Thanksgiving could be a time when some people discover that what they had thought to be a curse has always been a blessing. Janine has been terrified of spiders all of her life. Every time she lays eyes on one, she immediately does everything she can to kill it. She often wishes for a world without spiders, a world free of these eight-legged creatures. On Thanksgiving, she wakes up and finds her wish has come true. There are no spiders to be found anywhere. Specialists are trying to figure out what happened, but Janine is rejoicing and is so very thankful. She doesn't rejoice for long, though. Soon her house, as well as everyone else's house, is overrun with flies, mosquitoes, wasps, and roaches. What happened? Since their natural enemy and predator, the spider, is no longer around, these other insects are flourishing. Janine realizes the chaos her granted wish has caused. She sets out to find a way to reverse it and bring the spiders back. How does she go about this? Does she succeed?

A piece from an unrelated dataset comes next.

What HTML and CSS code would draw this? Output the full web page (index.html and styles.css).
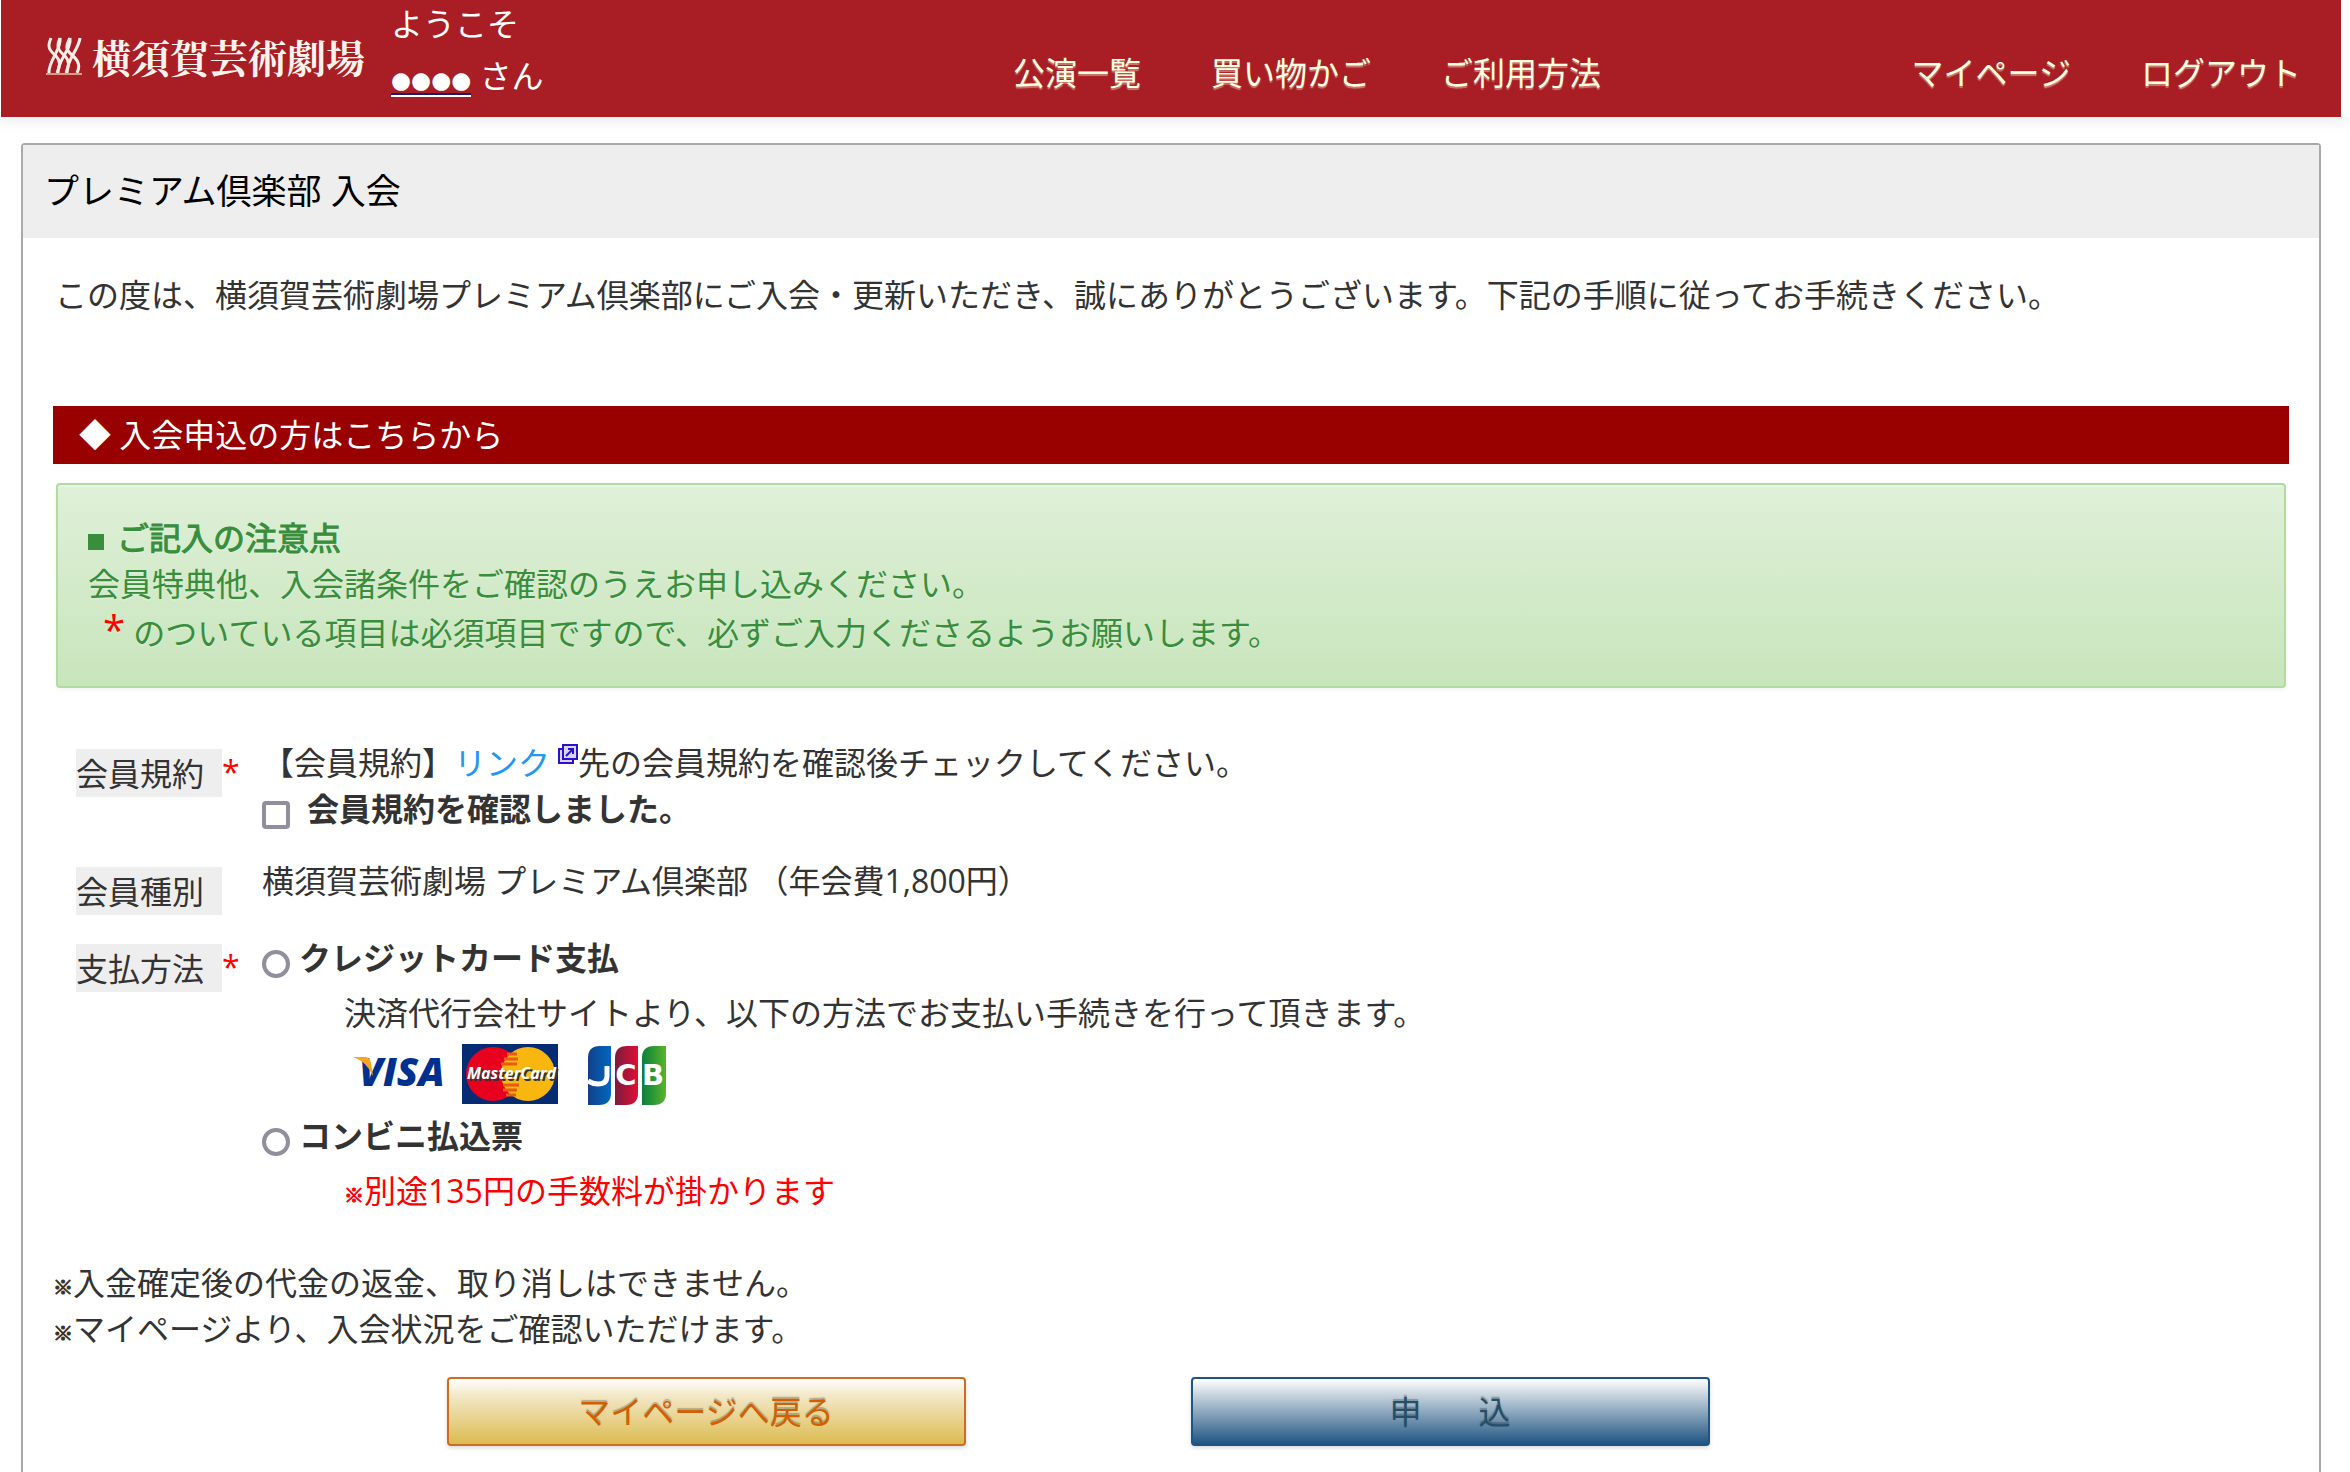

Thanksgiving is about gratitude. It is a time of year to honor God and thank Him for His mercy and grace. Myra is an elderly lady whose life has been very, very difficult. One tragedy after another has caused her to become bitter and unthankful for any blessing that she receives. She is mad at God and blames all of her problems on Him. Why not? If He is all-powerful as the Christians claim, He could have kept all her problems from happening. What Myra fails to see is that the tragedies she has experienced is because of the bad choices that she has made, not because of God. He simply allowed her to do as she wanted. This year, through her granddaughter's actions, Myra's eyes are about to be opened to the truth. Write a story and tell how Myra's granddaughter brings joy and thankfulnes back into the life of a bitter, elderly woman.